No one from No. 2 UVA seemed all that surprised that Anthony answered the call with that performance.
“Definitely not surprised. I mean, he is just one of those guys that really waits his turn and bides his time and is ready to focus at all times,” Virginia guard Kyle Guy said. “I think you saw that on the court tonight. He is very strong, good with the ball, did not make too many turnovers. With his big frame, it is hard to take the ball from him. He was really sound tonight.”
“He works his butt off, so I’m so happy for him and to see him go out there and play that well,” Hall said. “I wasn’t really surprised because he works his butt off and he always says ‘I’m just waiting on my moments,’ so he did a great job tonight. He helped us, big lift.”
That work was on display as recently as this past Saturday. After the team returned from Duke at around 10 p.m., Anthony asked some managers if they would help him work out. He put up shots for almost an hour that night in the team’s practice gym. Getting up extra shots like that is a routine occurrence.
That sort of preparation set Anthony up for success when he got a chance against the Cardinals. He made four of six shots, including two of three 3-pointers, to post his 10 points. Plus, he didn’t log a turnover despite handling the ball against Louisville’s changing defenses, sideline traps, and fullcourt pressure.
“The whole team has confidence in me to come out and do what I can do so I just came out playing my game and that really helped me,” Anthony said.

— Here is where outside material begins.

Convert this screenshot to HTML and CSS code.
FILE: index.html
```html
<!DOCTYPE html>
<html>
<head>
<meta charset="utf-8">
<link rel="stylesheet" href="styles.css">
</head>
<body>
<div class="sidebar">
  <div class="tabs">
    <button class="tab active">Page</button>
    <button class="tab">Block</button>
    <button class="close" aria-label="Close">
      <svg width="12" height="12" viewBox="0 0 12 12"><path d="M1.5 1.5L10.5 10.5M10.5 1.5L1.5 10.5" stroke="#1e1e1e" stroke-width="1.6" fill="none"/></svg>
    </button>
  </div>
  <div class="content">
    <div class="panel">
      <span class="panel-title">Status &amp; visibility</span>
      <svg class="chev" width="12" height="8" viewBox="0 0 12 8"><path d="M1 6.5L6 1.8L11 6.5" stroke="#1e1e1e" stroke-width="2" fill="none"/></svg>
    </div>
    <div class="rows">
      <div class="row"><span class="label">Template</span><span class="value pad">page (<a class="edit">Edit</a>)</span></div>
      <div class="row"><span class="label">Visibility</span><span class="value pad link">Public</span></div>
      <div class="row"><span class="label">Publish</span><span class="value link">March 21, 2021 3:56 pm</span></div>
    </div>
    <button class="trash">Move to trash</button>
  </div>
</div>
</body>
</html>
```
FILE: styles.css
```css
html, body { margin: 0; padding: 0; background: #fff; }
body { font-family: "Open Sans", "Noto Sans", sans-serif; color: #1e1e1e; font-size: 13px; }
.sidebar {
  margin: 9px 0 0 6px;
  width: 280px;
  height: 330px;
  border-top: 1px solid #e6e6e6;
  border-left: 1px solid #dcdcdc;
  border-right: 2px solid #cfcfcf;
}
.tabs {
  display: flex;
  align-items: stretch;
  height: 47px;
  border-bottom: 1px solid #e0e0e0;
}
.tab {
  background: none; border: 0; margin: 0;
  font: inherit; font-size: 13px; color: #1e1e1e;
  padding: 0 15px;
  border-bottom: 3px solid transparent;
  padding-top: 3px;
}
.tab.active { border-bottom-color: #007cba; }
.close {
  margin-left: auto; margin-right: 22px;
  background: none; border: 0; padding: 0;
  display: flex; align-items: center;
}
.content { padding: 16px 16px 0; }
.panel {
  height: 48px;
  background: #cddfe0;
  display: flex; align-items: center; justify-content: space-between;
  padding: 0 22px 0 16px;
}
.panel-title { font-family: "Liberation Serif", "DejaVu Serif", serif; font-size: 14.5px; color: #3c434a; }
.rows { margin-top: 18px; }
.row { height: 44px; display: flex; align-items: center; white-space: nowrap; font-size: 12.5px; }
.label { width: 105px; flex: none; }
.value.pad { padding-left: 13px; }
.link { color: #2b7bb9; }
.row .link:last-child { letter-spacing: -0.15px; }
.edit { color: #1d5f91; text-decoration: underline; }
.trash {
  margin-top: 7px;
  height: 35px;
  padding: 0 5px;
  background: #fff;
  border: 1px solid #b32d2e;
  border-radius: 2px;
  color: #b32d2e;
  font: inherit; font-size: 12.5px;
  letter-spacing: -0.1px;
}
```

While Anthony provided some needed minutes, the Hoos’ usual suspects also came through. Guy led all scorers with 22 points on 21 shots, which included just two 3-pointers. He knocked down eight shots inside the arc and challenged Louisville’s length with some quick floaters among his buckets. Hall, meanwhile, shook off his illness – he said he was “tired” after the game – to put up 12 points with two assists and two steals.

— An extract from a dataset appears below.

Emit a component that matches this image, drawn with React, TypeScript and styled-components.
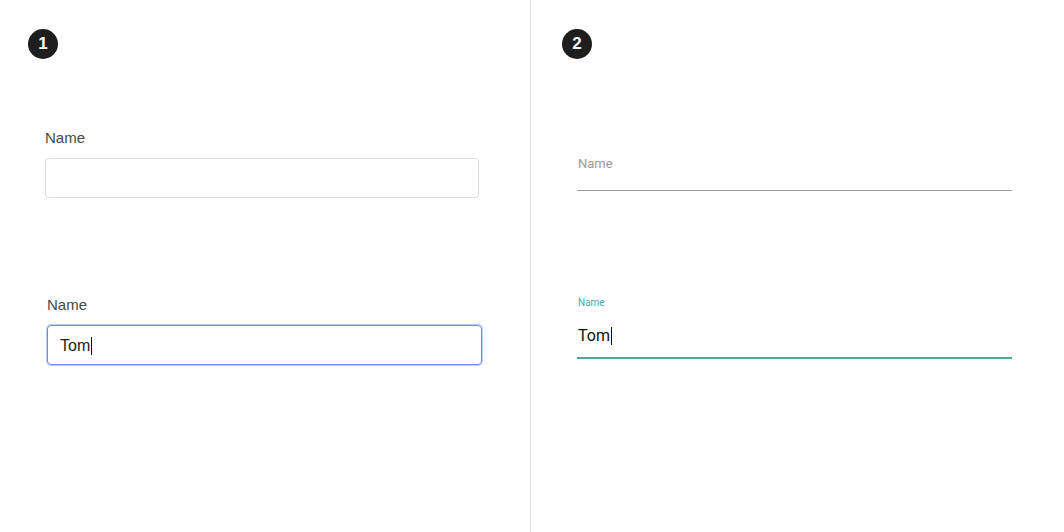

Jerome logged 30 minutes despite picking up two fouls in each half and took advantage of his time on the floor. He knocked out Louisville with 16 points to go with nine assists. His night included a pair of late-clock 3-pointers in the final 2:30 that helped keep the Cardinals behind on the scoreboard.
After the last triple found the bottom of the net, Jerome retreated back on defense with a giant smile on his face. And why not? He made six of nine shots, including three of four 3-pointers, to help the Hoos reach 10-0 in the conference standings.
“Those were impressive shots,” Bennett said. “Sometimes we got the switch; sometimes we did not, but he just needs a little space [to shoot] and if you come up too close he will get in the lane and make some tough shots. I would like to say that is just the great engineering of the offense, but that is guys making plays. When the game gets to that, you try to give the right space and put the ball in the right guy’s hands and let guys make plays. He made some big shots, as did Kyle.”
In fact, most of the team made big shots throughout the night. The Cavaliers shot 53.7% for the game (29-54) and 56.3% (9-16) from 3-point range. The four players in double figures made 25 of 44 shots (56.8%). The hosts avoided the Cardinals’ shot-blocking prowess too, having just one shot turned away during the game. The Cards entered with an average of 7.1 blocks per game, which ranked No. 2 nationally.
UVA needed that sharp-shooting night. Louisville became the first team this season to reach 50% shooting as the visitors made 25 of 50 shots. That included 44.4% shooting from 3-point range where they knocked down eight of 18 attempts.
The Cardinals got a big outing from Ray Spalding, who made eight of 10 shots to finish with 16 points and seven rebounds. Deng Adel added 15 points on five-of-nine shooting to go with five boards. V.J. King had 10 points on three-of-eight shooting. The team as a whole managed to expose the paint area with some drives and post feeds and made some timely 3-pointers to balance out the attack.
Still, Virginia shook off seven ties and three lead changes in the first half to eventually lead for the final 23:23 of action. The lead grew to as high as 14 points and the closest Louisville got was a five-point deficit in the final four minutes. The Hoos simply had too many players making shots so trading baskets wasn’t enough for the Cardinals to get a road win.
“When they shoot the ball like that you are going to have to make more than eight three’s to beat them,” Padgett said. “Our guys competed for every single second of those 40 minutes. It is just a game where you literally have to tip your hat to the other team because they just made big plays and big shots. … If you were going to tell me we would come in here and shoot 50 percent and score 64 points, I would have liked our chances but sometimes the other team just makes more shots than you do, so you just have to give them all the credit in the world. There is a reason they are number two in the country and it showed tonight.”